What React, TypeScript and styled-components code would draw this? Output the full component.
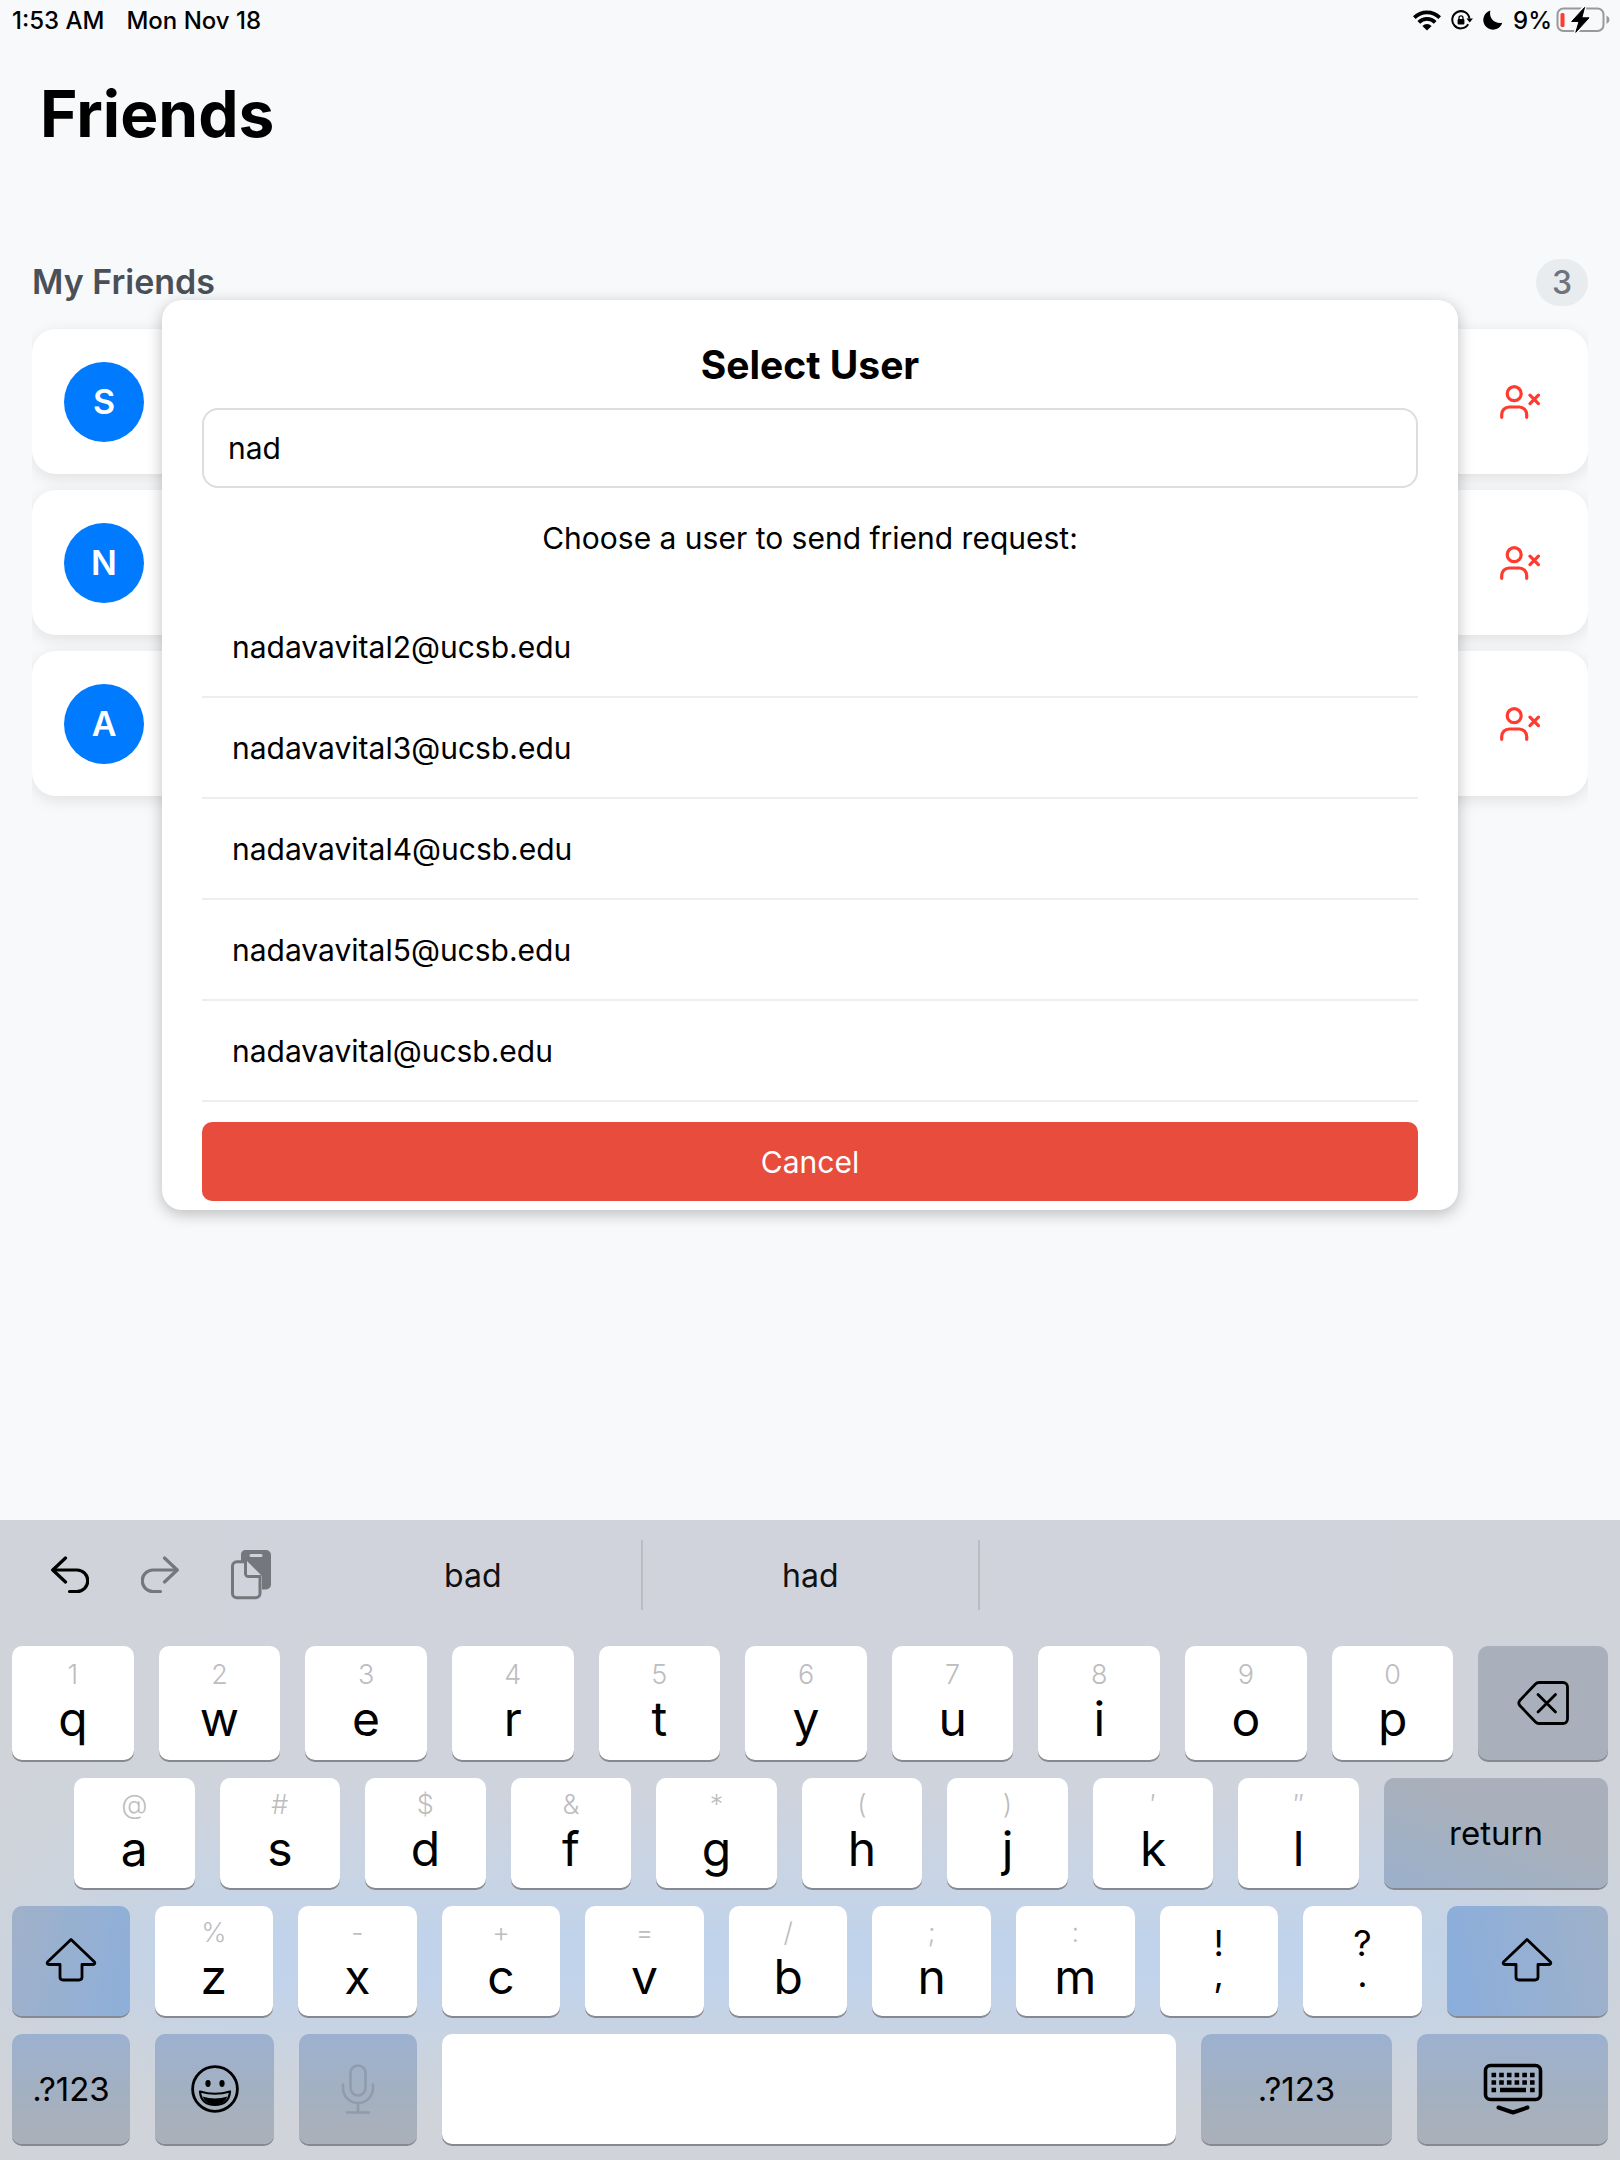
import React from "react";
import styled, { createGlobalStyle, css } from "styled-components";

const font = css`font-family: Inter, "Liberation Sans", Arial, sans-serif;`;

const GlobalStyle = createGlobalStyle`
  *, *::before, *::after { box-sizing: border-box; }
  body { margin: 0; background: #f8f9fb; ${font} color: #000; }
  button, input { font: inherit; color: inherit; margin: 0; }
  h1, h2, p, ul { margin: 0; padding: 0; }
`;

const Screen = styled.div`
  position: relative;
  display: flex;
  flex-direction: column;
  min-height: 100vh;
  background: #f8f9fb;
`;

const StatusBar = styled.header`
  display: flex;
  justify-content: space-between;
  align-items: center;
  height: 40px;
  padding: 0 10px 0 12px;
  font-size: 24px;
  font-weight: 500;
`;

const StatusGroup = styled.div<{ $gap: number }>`
  display: flex;
  align-items: center;
  gap: ${(p) => p.$gap}px;
`;

const Battery = styled.span`
  display: flex;
  align-items: center;
  gap: 4px;
`;

const Title = styled.h1`
  padding: 34px 40px 0;
  font-size: 64px;
  line-height: 80px;
  font-weight: 700;
`;

const Section = styled.section`
  flex: 1;
  padding: 104px 32px 0;
`;

const SectionHead = styled.div`
  display: flex;
  justify-content: space-between;
  align-items: center;
  height: 48px;
`;

const SectionTitle = styled.h2`
  font-size: 34px;
  line-height: 48px;
  font-weight: 600;
  color: #495057;
`;

const Count = styled.span`
  padding: 0 16px;
  border-radius: 24px;
  background: #e9ecef;
  color: #6c757d;
  font-size: 32px;
  line-height: 47px;
  font-weight: 500;
`;

const FriendList = styled.ul`
  display: flex;
  flex-direction: column;
  gap: 16px;
  padding: 23px 0 40px;
  list-style: none;
  overflow: hidden;
`;

const FriendCard = styled.li`
  display: flex;
  justify-content: space-between;
  align-items: center;
  height: 145px;
  padding: 0 48px 0 32px;
  border-radius: 24px;
  background: #fff;
  box-shadow: 0 4px 16px rgba(0, 0, 0, 0.1);
`;

const Avatar = styled.span`
  display: grid;
  place-items: center;
  width: 80px;
  height: 80px;
  border-radius: 50%;
  background: #007aff;
  color: #fff;
  font-size: 34px;
  font-weight: 600;
`;

const IconButton = styled.button<{ $color?: string }>`
  display: grid;
  place-items: center;
  padding: 0;
  border: 0;
  background: none;
  color: ${(p) => p.$color ?? "#000"};
`;

const Dialog = styled.div`
  position: absolute;
  top: 300px;
  left: 10%;
  right: 10%;
  padding: 40px 40px 9px;
  border-radius: 20px;
  background: #fff;
  box-shadow: 0 4px 16px rgba(0, 0, 0, 0.25);
  font-size: 30px;
`;

const DialogTitle = styled.h2`
  padding-bottom: 18px;
  text-align: center;
  font-size: 39px;
  line-height: 50px;
  font-weight: 700;
`;

const SearchField = styled.input`
  display: block;
  width: 100%;
  height: 80px;
  padding: 0 24px;
  border: 2px solid #ddd;
  border-radius: 16px;
  background: #fff;
  outline: 0;
`;

const Prompt = styled.p`
  padding: 30px 0 39px;
  text-align: center;
  line-height: 40px;
`;

const UserList = styled.ul`
  list-style: none;
`;

const UserButton = styled.button`
  display: block;
  width: 100%;
  height: 101px;
  padding: 0 30px;
  border: 0;
  border-bottom: 2px solid #eee;
  background: none;
  text-align: left;
`;

const CancelButton = styled.button`
  display: block;
  width: 100%;
  height: 79px;
  margin-top: 20px;
  border: 0;
  border-radius: 10px;
  background: #e74c3c;
  color: #fff;
`;

const Keyboard = styled.div`
  display: flex;
  flex-direction: column;
  gap: 16px;
  padding: 0 12px 14px;
  background:
    linear-gradient(to right, rgba(208, 211, 216, 0.75), rgba(208, 211, 216, 0) 14%, rgba(208, 211, 216, 0) 86%, rgba(208, 211, 216, 0.75)),
    linear-gradient(to bottom, #d0d3db 0, #d0d3db 38%, #c8d4e4 56%, #c0d3eb 66%, #c2d3ea 73%, #cbd3df 84%, #d0d3da 93%);
`;

const SuggestionBar = styled.div`
  display: flex;
  align-items: center;
  height: 110px;
`;

const EditTools = styled.div`
  display: flex;
  align-items: center;
  gap: 52px;
  width: 293px;
  padding-left: 39px;
`;

const Suggestion = styled.button`
  flex: 1;
  height: 70px;
  padding: 0;
  border: 0;
  border-right: 2px solid #b9bcc1;
  background: none;
  color: #111;
  font-size: 32px;
  &:last-child { flex: 0 1 628px; border-right: 0; }
`;

const KeyRow = styled.div<{ $indent?: number }>`
  display: flex;
  gap: 25px;
  padding-left: ${(p) => p.$indent ?? 0}px;
`;

const tints = {
  plain: "#fff",
  grey: "#a9b0bc",
  fadeDown: "linear-gradient(200deg, #a9b0bb 40%, #9bb0cc)",
  shiftLeft: "linear-gradient(100deg, #a0b1c9, #8dafda)",
  shiftRight: "linear-gradient(80deg, #8aaedd, #9fb1c9)",
  fadeUp: "linear-gradient(#9cb1d0, #a3b0c2 50%, #a9b0ba 90%)",
};

const Key = styled.button<{ $size: number; $tall?: boolean; $tint?: keyof typeof tints; $muted?: boolean }>`
  flex: ${(p) => p.$size} 1 0;
  min-width: 0;
  display: flex;
  flex-direction: column;
  align-items: center;
  justify-content: center;
  height: ${(p) => (p.$tall ? 114 : 110)}px;
  margin-bottom: 2px;
  padding: 0;
  border: 0;
  border-radius: 10px;
  background: ${(p) => tints[p.$tint ?? "plain"]};
  box-shadow: 0 2px 0 #868a90;
  color: ${(p) => (p.$muted ? "#909cae" : "#000")};
  font-size: 33px;
`;

const Alternate = styled.span`
  color: #bdbdbf;
  font-size: 27px;
  line-height: 36px;
  font-weight: 300;
`;

const Letter = styled.span`
  padding-bottom: 4px;
  font-size: 48px;
  line-height: 52px;
  font-weight: 400;
`;

const Punctuation = styled.span`
  padding-bottom: 4px;
  font-size: 36px;
  line-height: 31px;
  white-space: pre;
`;

const WifiIcon = () => (
  <svg width="28" height="21" viewBox="0 0 28 21" fill="none" stroke="#000" strokeWidth="3.8">
    <path d="M1.300 7.600A18 18 0 0 1 26.700 7.600" />
    <path d="M5.800 12.300A11.600 11.600 0 0 1 22.200 12.300" />
    <path d="M9.400 16A6.500 6.500 0 0 1 18.600 16L14 20.600Z" fill="#000" stroke="none" />
  </svg>
);

const RotationLockIcon = () => (
  <svg width="22" height="20" viewBox="0 0 22 20" fill="none" stroke="#000" strokeWidth="2">
    <path d="M17.200 14.300A8.600 8.600 0 1 1 18.400 8.600" />
    <path d="M15.400 8.400H22L18.700 12.600Z" fill="#000" stroke="none" />
    <rect x="6.600" y="9" width="6.800" height="5.400" rx="1" fill="#000" stroke="none" />
    <path d="M8 9.400V7.800a2 2 0 0 1 4 0v1.600" strokeWidth="1.300" />
  </svg>
);

const MoonIcon = () => (
  <svg width="20" height="20" viewBox="0 0 20 20">
    <path d="M7.400.6C5.600 7.600 10.800 14.300 19.300 12.700A9.700 9.700 0 1 1 7.400.6Z" fill="#000" />
  </svg>
);

const BatteryIcon = () => (
  <svg width="54" height="26" viewBox="0 0 54 26">
    <rect x="1.500" y="1.500" width="46" height="22.500" rx="6" fill="none" stroke="#98999b" strokeWidth="2" />
    <path d="M50.500 8.500q3 1.500 3 4.200t-3 4.200Z" fill="#98999b" />
    <rect x="4.500" y="6" width="4" height="14" rx="1.500" fill="#ff3b30" />
    <path d="M28.500.5 15.700 14.500H23L19.800 25.300 33 10.800H25.800Z" fill="#f8f9fb" stroke="#f8f9fb" strokeWidth="4" />
    <path d="M28.500.5 15.700 14.500H23L19.800 25.300 33 10.800H25.800Z" fill="#000" stroke="#000" strokeWidth="1" strokeLinejoin="round" />
  </svg>
);

const RemoveFriendIcon = () => (
  <svg width="40" height="34" viewBox="0 0 40 34" fill="none" stroke="#ff3b30" strokeWidth="3.200" strokeLinecap="round">
    <circle cx="14.200" cy="8.700" r="7" />
    <path d="M1.700 32.300V29.500a7.500 7.500 0 0 1 7.500-7.500h10a7.500 7.500 0 0 1 7.500 7.500v2.800" />
    <path d="M30 10.200l8.400 8.400M38.400 10.200 30 18.600" />
  </svg>
);

const UndoIcon = () => (
  <svg width="38" height="38" viewBox="0 0 38 38" fill="none" stroke="currentColor" strokeWidth="3.200" strokeLinecap="round" strokeLinejoin="round">
    <path d="M14.500 2 1.800 14 14.500 26" />
    <path d="M2 14H26A10.500 10.500 0 0 1 26 35.500H18.500" />
  </svg>
);

const RedoIcon = () => (
  <svg width="38" height="38" viewBox="0 0 38 38" fill="none" stroke="currentColor" strokeWidth="3.200" strokeLinecap="round" strokeLinejoin="round">
    <path d="M23.500 2 36.200 14 23.500 26" />
    <path d="M36 14H12A10.500 10.500 0 0 0 12 35.500H19.500" />
  </svg>
);

const PasteIcon = () => (
  <svg width="42" height="50" viewBox="0 0 42 50" fill="none">
    <path d="M14.500 0H35a5 5 0 0 1 5 5V34.500a5 5 0 0 1-5 5H31V26L16 11H10V4.500A4.500 4.500 0 0 1 14.500 0Z" fill="currentColor" />
    <rect x="18.500" y="4" width="13" height="3" rx="1.500" fill="#d0d3db" />
    <path d="M14.500 11.800H5.800A4.300 4.300 0 0 0 1.500 16V43.500A4.300 4.300 0 0 0 5.800 47.800H24.700A4.300 4.300 0 0 0 29 43.500V26.500H17.500A3 3 0 0 1 14.500 23.500Z" stroke="currentColor" strokeWidth="3" />
    <path d="M16 14V23.500a1.500 1.500 0 0 0 1.500 1.500H27Z" fill="#d0d3db" />
  </svg>
);

const BackspaceIcon = () => (
  <svg width="52" height="44" viewBox="0 0 52 44" fill="none" stroke="#000" strokeWidth="2.800" strokeLinecap="round" strokeLinejoin="round">
    <path d="M22 1.500H46A4.500 4.500 0 0 1 50.500 6V38A4.500 4.500 0 0 1 46 42.500H22A5 5 0 0 1 18.500 41L2.800 24.500A4 4 0 0 1 2.800 19.500L18.500 3A5 5 0 0 1 22 1.500Z" />
    <path d="M21 13.500 38.500 31M38.500 13.500 21 31" />
  </svg>
);

const ShiftIcon = () => (
  <svg width="52" height="46" viewBox="0 0 52 46" fill="none" stroke="#000" strokeWidth="2.800" strokeLinejoin="round">
    <path d="M26 1.500 2.500 24Q1.500 26.500 4 26.500H15V39Q15 42 18 42H34Q37 42 37 39V26.500H48Q50.500 26.500 49.500 24Z" />
  </svg>
);

const EmojiIcon = () => (
  <svg width="48" height="48" viewBox="0 0 48 48" fill="none" stroke="#000" strokeWidth="2.800">
    <circle cx="24" cy="24" r="22.400" />
    <ellipse cx="17" cy="18.500" rx="2.600" ry="3.400" fill="#000" stroke="none" />
    <ellipse cx="31" cy="18.500" rx="2.600" ry="3.400" fill="#000" stroke="none" />
    <path d="M9 26.500Q24 31 39 26.500Q38 40 24 40T9 26.500Z" strokeWidth="2.200" strokeLinejoin="round" />
    <path d="M11.500 31.500Q24 35.500 36.500 31.500Q33.500 39.500 24 39.500T11.500 31.500Z" fill="#000" stroke="none" />
  </svg>
);

const MicIcon = () => (
  <svg width="34" height="50" viewBox="0 0 34 50" fill="none" stroke="currentColor" strokeWidth="2.600" strokeLinecap="round">
    <rect x="9.500" y="1.500" width="15" height="30" rx="7.500" />
    <path d="M2 20.500V24a15 15 0 0 0 30 0V20.500M17 39v9M6 48.500H28" />
  </svg>
);

const HideKeyboardIcon = () => (
  <svg width="60" height="52" viewBox="0 0 60 52" fill="none" stroke="#000">
    <rect x="2.500" y="2.500" width="55" height="34" rx="5" strokeWidth="3.600" />
    <path d="M8.500 12H52M8.500 19.500H52" strokeWidth="4.600" strokeDasharray="4.600 3.100" />
    <path d="M8.500 27H13.100M47.100 27H51.700M17 27H43" strokeWidth="4.600" />
    <path d="M15.500 44.500 30 49.500 44.500 44.500" strokeWidth="4" strokeLinecap="round" strokeLinejoin="round" />
  </svg>
);

const friends = ["S", "N", "A"];
const users = ["nadavavital2", "nadavavital3", "nadavavital4", "nadavavital5", "nadavavital"];
const topRow = ["1q", "2w", "3e", "4r", "5t", "6y", "7u", "8i", "9o", "0p"];
const homeRow = ["@a", "#s", "$d", "&f", "*g", "(h", ")j", "′k", "″l"];
const lowerRow = ["%z", "-x", "+c", "=v", "/b", ";n", ":m"];

function LetterKey({ pair, size, tall }: { pair: string; size: number; tall?: boolean }) {
  return (
    <Key type="button" $size={size} $tall={tall}>
      <Alternate>{pair[0]}</Alternate>
      <Letter>{pair[1]}</Letter>
    </Key>
  );
}

export default function App() {
  return (
    <Screen>
      <GlobalStyle />
      <StatusBar>
        <StatusGroup $gap={22}>
          <span>1:53 AM</span>
          <span>Mon Nov 18</span>
        </StatusGroup>
        <StatusGroup $gap={10}>
          <WifiIcon />
          <RotationLockIcon />
          <MoonIcon />
          <Battery>
            9%
            <BatteryIcon />
          </Battery>
        </StatusGroup>
      </StatusBar>
      <Title>Friends</Title>
      <Section>
        <SectionHead>
          <SectionTitle>My Friends</SectionTitle>
          <Count>3</Count>
        </SectionHead>
        <FriendList>
          {friends.map((initial) => (
            <FriendCard key={initial}>
              <Avatar>{initial}</Avatar>
              <IconButton type="button" aria-label={"Remove " + initial}>
                <RemoveFriendIcon />
              </IconButton>
            </FriendCard>
          ))}
        </FriendList>
      </Section>

      <Dialog role="dialog" aria-labelledby="dialog-title">
        <DialogTitle id="dialog-title">Select User</DialogTitle>
        <SearchField type="text" aria-label="Search users" defaultValue="nad" />
        <Prompt>Choose a user to send friend request:</Prompt>
        <UserList>
          {users.map((user) => (
            <li key={user}>
              <UserButton type="button">{user}@ucsb.edu</UserButton>
            </li>
          ))}
        </UserList>
        <CancelButton type="button">Cancel</CancelButton>
      </Dialog>

      <Keyboard>
        <SuggestionBar>
          <EditTools>
            <IconButton type="button" aria-label="Undo"><UndoIcon /></IconButton>
            <IconButton type="button" aria-label="Redo" $color="#74777b"><RedoIcon /></IconButton>
            <IconButton type="button" aria-label="Paste" $color="#74777b"><PasteIcon /></IconButton>
          </EditTools>
          <Suggestion type="button">bad</Suggestion>
          <Suggestion type="button">had</Suggestion>
          <Suggestion type="button" aria-label="No suggestion" />
        </SuggestionBar>
        <KeyRow>
          {topRow.map((pair) => <LetterKey key={pair} pair={pair} size={122} tall />)}
          <Key type="button" $size={130} $tall $tint="grey" aria-label="Delete"><BackspaceIcon /></Key>
        </KeyRow>
        <KeyRow $indent={62}>
          {homeRow.map((pair) => <LetterKey key={pair} pair={pair} size={121} />)}
          <Key type="button" $size={225} $tint="fadeDown">return</Key>
        </KeyRow>
        <KeyRow>
          <Key type="button" $size={118} $tint="shiftLeft" aria-label="Shift"><ShiftIcon /></Key>
          {lowerRow.map((pair) => <LetterKey key={pair} pair={pair} size={119} />)}
          <Key type="button" $size={119}><Punctuation>{"!\n,"}</Punctuation></Key>
          <Key type="button" $size={119}><Punctuation>{"?\n."}</Punctuation></Key>
          <Key type="button" $size={162} $tint="shiftRight" aria-label="Shift"><ShiftIcon /></Key>
        </KeyRow>
        <KeyRow>
          <Key type="button" $size={118} $tint="fadeUp">.?123</Key>
          <Key type="button" $size={119} $tint="fadeUp" aria-label="Emoji"><EmojiIcon /></Key>
          <Key type="button" $size={118} $tint="fadeUp" $muted aria-label="Dictate"><MicIcon /></Key>
          <Key type="button" $size={734} aria-label="Space" />
          <Key type="button" $size={191} $tint="fadeUp">.?123</Key>
          <Key type="button" $size={191} $tint="fadeUp" aria-label="Hide keyboard"><HideKeyboardIcon /></Key>
        </KeyRow>
      </Keyboard>
    </Screen>
  );
}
+--
◆ **WHAT YOU ARE ASKED TO DO**: Filter the data, keeping only the lines that contain "React".

◆ **EXERCISE OUTPUT**:
What React, TypeScript and styled-components code would draw this? Output the full component.
import React from "react";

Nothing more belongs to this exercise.